A huge challenge for friends and family members in dealing with someone with depression is to be present and supportive, while not taking on the burdens of the depressed person.

The concept of "self-care" is currently in vogue, but many of us don't really know how to exercise self-care in our own lives. In your case, it might mean learning to ritualize walking outdoors, reading poetry or listening to a favorite piece of music. If you aren't feeling strong, you can't be a supportive presence.

Dear Amy: This guy that I used to work with started a "friends with benefits" relationship with me about three years ago.

I quit my job when I graduated from college.

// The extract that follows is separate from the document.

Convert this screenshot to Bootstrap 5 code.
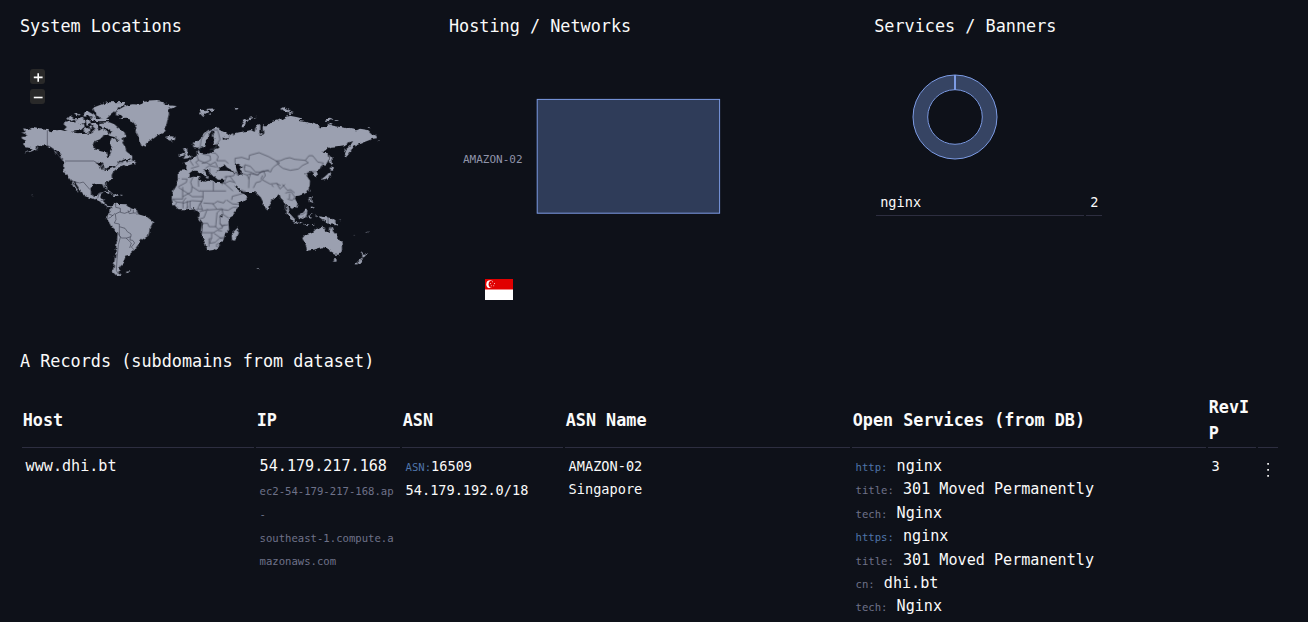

He then reached out to me and we hooked up again.

Right after we hooked up, he told me that he didn't like me and that he liked another girl.

 

Fast-forward -- it is now three years later and he is still a part of my life.

I have tried to stop this multiple times, but he always says, "Let's talk it out" -- and we end up hooking up. He still states that he doesn't like me and doesn't want to have a relationship with me.

Every time I ignore him or tell him I don't want to be "friends with benefits" anymore, he tries harder to be in my life. I just don't know what to do.

My friends all think that he likes me, but if he really did like me he wouldn't be doing this. Any idea what I should do?